Il s’agit en réalité d’une trahison en secret au sein de son camp dans l’expression des votes en faveur ou à l’encontre d’une loi. Toute tentative de révision de la Constitution dans le contexte actuel court le risque de buter contre ce mur d’infidélité politique surtout au sein de la majorité parlementaire. Déjà, les menaces du Chef de l’État quant aux soutiens de la candidature de Olivier Boko sont prises avec légèreté par certains députés qui s’en fichent. Il s’agit-là des prémices d’une rébellion politique interne qui s’annonce en douce en cette fin du second mandat du Président Patrice Talon.

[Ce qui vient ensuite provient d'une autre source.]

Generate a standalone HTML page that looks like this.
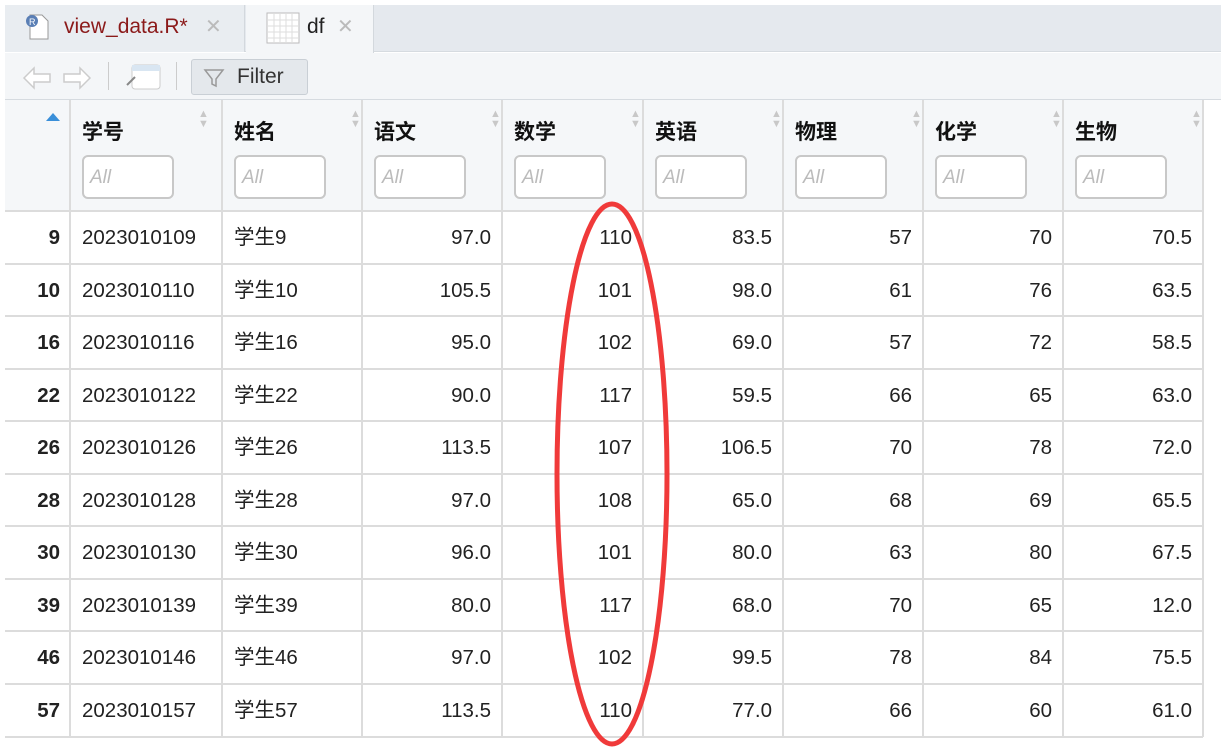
<!DOCTYPE html>
<html><head><meta charset="utf-8"><style>
*{margin:0;padding:0;box-sizing:border-box}
body{width:1221px;height:754px;background:#fff;font-family:"Liberation Sans","Noto Sans CJK SC",sans-serif;position:relative;overflow:hidden}
.tabbar{position:absolute;left:0;top:0;width:1221px;height:52px;background:#fff}
.tabbg{position:absolute;left:5px;top:5px;width:1216px;height:47px;background:#e5e9ee;border-bottom:1px solid #d6dbe0}
.tab1{position:absolute;left:5px;top:5px;width:240px;height:47px;background:#e9edf1;border-right:1px solid #d3d8dd}
.tab2{position:absolute;left:246px;top:5px;width:128px;height:48px;background:#f4f6f8;border-right:1px solid #d3d8dd}
.tb{position:absolute;left:5px;top:53px;width:1216px;height:47px;background:#f4f6f8;border-bottom:1px solid #d6dbe0}
.hdr{position:absolute;left:5px;top:100px;width:1198px;height:112px;background:#f5f7f9}
.v{position:absolute;top:100px;width:2px;height:637px;background:#dcdcdc}
.h{position:absolute;left:5px;width:1198px;height:2px;background:#dcdcdc}
.hd{position:absolute;top:116px;font-size:21px;font-weight:bold;color:#111}
.in{position:absolute;top:155px;width:92px;height:44px;border:2px solid #c8c8c8;border-radius:6px;background:#fff;font-style:italic;color:#bbb;font-size:19px;padding:10px 0 0 6px}
.s{position:absolute;top:109px;color:#c8c8c8;font-size:11px;line-height:10px}
.c{position:absolute;font-size:20.5px;color:#222;height:52px;line-height:52px}
.r{text-align:right}
</style></head><body>
<div class="tabbar"></div><div class="tabbg"></div><div class="tab1"></div><div class="tab2"></div>
<svg style="position:absolute;left:22px;top:12px" width="30" height="30"><path d="M8 3h12l6 6v18H8z" fill="#fff" stroke="#999"/><circle cx="10" cy="9" r="6" fill="#5a7fb5"/><text x="7" y="13" font-size="9" fill="#fff">R</text></svg>
<div style="position:absolute;left:64px;top:15px;font-size:21px;color:#8b1a1a">view_data.R*</div>
<div style="position:absolute;left:205px;top:14px;font-size:20px;color:#bbb">✕</div>
<svg style="position:absolute;left:266px;top:12px" width="34" height="32"><rect x="1" y="1" width="32" height="30" fill="#fff" stroke="#bbb"/><path d="M1 8h32M1 14h32M1 20h32M1 26h32M8 1v30M14 1v30M20 1v30M26 1v30" stroke="#ddd"/></svg>
<div style="position:absolute;left:307px;top:15px;font-size:21px;color:#222">df</div>
<div style="position:absolute;left:337px;top:14px;font-size:20px;color:#bbb">✕</div>
<div class="tb"></div>
<svg style="position:absolute;left:20px;top:64px" width="75" height="28"><path d="M4 14l10-10v6h16v8H14v6z" fill="#fff" stroke="#ccc" stroke-width="1.5"/><path d="M70 14l-10-10v6H44v8h16v6z" fill="#fff" stroke="#ccc" stroke-width="1.5"/></svg>
<div style="position:absolute;left:108px;top:62px;width:1px;height:28px;background:#ccc"></div>
<svg style="position:absolute;left:124px;top:63px" width="38" height="28"><rect x="8" y="2" width="28" height="24" rx="3" fill="#fff" stroke="#ccc"/><rect x="8" y="2" width="28" height="6" fill="#d9e6f2"/><path d="M3 22l8-8" stroke="#888" stroke-width="2"/></svg>
<div style="position:absolute;left:176px;top:62px;width:1px;height:28px;background:#ccc"></div>
<div style="position:absolute;left:191px;top:59px;width:117px;height:36px;background:#e4e8ec;border:1px solid #c9cfd5;border-radius:3px"></div>
<svg style="position:absolute;left:203px;top:67px" width="22" height="22"><path d="M2 3h18l-7 9v7l-4-2v-5z" fill="none" stroke="#999" stroke-width="1.5"/></svg>
<div style="position:absolute;left:237px;top:65px;font-size:21px;color:#333">Filter</div>
<div class="hdr"></div>
<div style="position:absolute;left:46px;top:113px;width:0;height:0;border-left:7px solid transparent;border-right:7px solid transparent;border-bottom:8px solid #3a8fd9"></div>
<div class="h" style="top:210px"></div>
<div class="h" style="top:736px"></div>
<div class="v" style="left:69px"></div><div class="v" style="left:221px"></div><div class="v" style="left:361px"></div><div class="v" style="left:501px"></div><div class="v" style="left:642px"></div><div class="v" style="left:782px"></div><div class="v" style="left:922px"></div><div class="v" style="left:1062px"></div><div class="v" style="left:1202px"></div>
<div id="x"></div>
<script>
var L=[71,223,363,503,644,784,924,1064],H=["学号","姓名","语文","数学","英语","物理","化学","生物"],o="";
for(var i=0;i<8;i++){o+='<div class="hd" style="left:'+(L[i]+11)+'px">'+H[i]+'</div><div class="in" style="left:'+(L[i]+11)+'px">All</div><div class="s" style="left:'+(L[i]+127)+'px">▲<br>▼</div>';}
var D=[[9,97.0,110,83.5,57,70,70.5],[10,105.5,101,98.0,61,76,63.5],[16,95.0,102,69.0,57,72,58.5],[22,90.0,117,59.5,66,65,63.0],[26,113.5,107,106.5,70,78,72.0],[28,97.0,108,65.0,68,69,65.5],[30,96.0,101,80.0,63,80,67.5],[39,80.0,117,68.0,70,65,12.0],[46,97.0,102,99.5,78,84,75.5],[57,113.5,110,77.0,66,60,61.0]];
var R=[501,642,782,922,1062,1202];
for(var r=0;r<10;r++){var d=D[r],y=212+r*52.5;
if(r>0)o+='<div class="h" style="top:'+(y-2)+'px"></div>';
o+='<div class="c r" style="left:5px;width:55px;top:'+y+'px;font-weight:bold">'+d[0]+'</div>';
o+='<div class="c" style="left:82px;top:'+y+'px">20230101'+(d[0]<10?'0'+d[0]:d[0])+'</div>';
o+='<div class="c" style="left:234px;top:'+y+'px">学生'+d[0]+'</div>';
var f=[d[1].toFixed(1),d[2],d[3].toFixed(1),d[4],d[5],d[6].toFixed(1)];
for(var k=0;k<6;k++)o+='<div class="c r" style="left:'+(R[k]-130)+'px;width:120px;top:'+y+'px">'+f[k]+'</div>';}
document.getElementById("x").innerHTML=o;
</script>
<svg style="position:absolute;left:0;top:0" width="1221" height="754"><ellipse cx="612" cy="474" rx="55" ry="270" fill="none" stroke="#f03a3a" stroke-width="5"/></svg>
</body></html>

Le vote secret serait le choix idéal pour dresser le lit à l’infidélité politique devant conduire à l’échec d’une révision de la constitution. Au-delà d’un mécontentement politique, les arguments juridiques évoqués par certains spécialistes vont peut-être conforter le vote négatif des députés de tous bords. La Cour constitutionnelle ne serait pas fondée à donner des injonctions à l’Assemblée nationale pour revoir une loi qu’elle avait au préalable validée lors de son contrôle de constitutionnalité. Il s’agirait d’une  »intrusion maladroite dans la procédure législative » au Bénin, selon certains juristes.

Avec cette injonction, la Cour constitutionnelle risque de faire tomber inutilement son autorité si les députés font entrave à toute révision de la constitution. La norme voudrait alors que ce soit le code électoral qui soit révisé pour s’adapter à la constitution et non l’inverse. L’impasse est là et les députés qui ont le pouvoir de légiférer ont les clés en main. Le Code électoral, lui, sera facilement révisé. Mais la révision de la constitution, elle, risque d’échouer.

Patrice Talon devra compter avec l’infidélité politique de ses soutiens mécontents et la fronde des juristes qui influencent l’avis des parlementaires. In fine, la révision de la constitution se retrouve sur un boulevard plein d’épines et d’obstacles. La fin de mandat de Patrice Talon ouvre une nouvelle dynamique. Mais jusqu’où ? Wait and see.